ATHENS – Picking up his attacks, Greece’s major opposition SYRIZA leader said Prime Minister Kyriakos Mitsotakis is hiding behind his desk and refusing to come to Parliament to answer questions about an alleged use of spyware.
Tsipras, hoping to unseat Mitsotakis in mid-2023 elections and come back to power after being ousted by the New Democracy in July, 2019 snap polls, tabled a question over surveillance in Parliament but Mitsotakis didn’t show up to answer it.
Tsipras told Star TV that “guilty parties hide. The Prime Minister is being checked by the Parliament and the European Parliament. He uses the excuse of confidentiality, hides key witnesses, threatens those revealing things with ten years in jail.”

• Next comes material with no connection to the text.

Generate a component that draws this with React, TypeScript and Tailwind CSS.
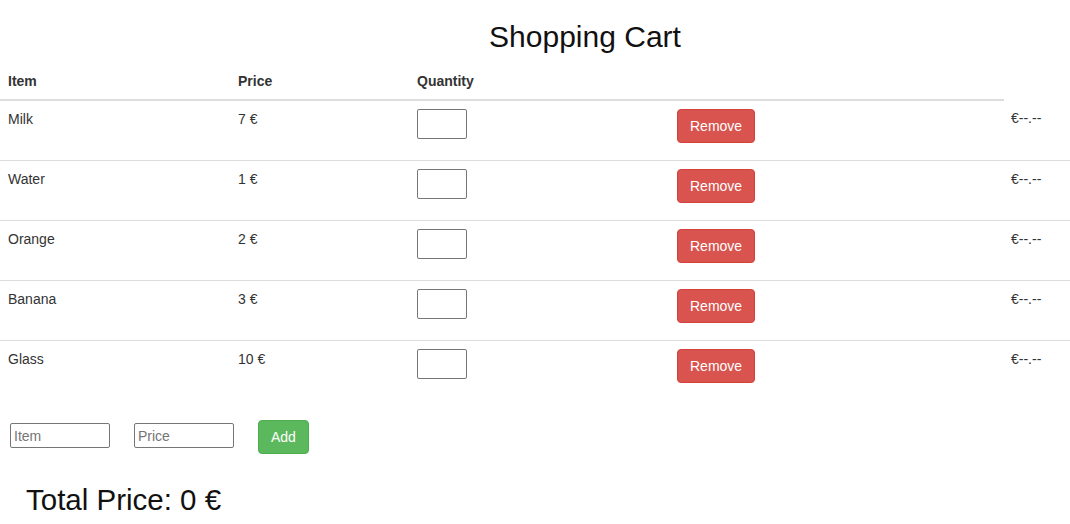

The Leftist leader referred to a report in the news site Documento – said to be sympathetic to his party – revealing the names of 33 people, including government officials, whose phones were supposedly infiltrated with spyware that the government has denied using.
“Mr. Mitsotakis is guilty and does not come to Parliament to respond. I am not a detective, I am a leader of the main opposition and I table questions. I am asking Mr. Mitsotakis whether any of the 31 individuals revealed by Documento were also legally tracked. Let him come to Parliament to tell us that none of the 31 individuals were not legally tracked.”
The head of a European Parliament committee looking into the use of spyware in the European Union, Sophie in’ t Veld from The Netherlands, said it seems likely, however that the government was using spyware.
The National Intelligence Service EYP has admitted bugging the phones of 15,745 people, including PASOK Socialist leader Nikos Androulakis, but said that it was done for national security and refuses to reveal any further information.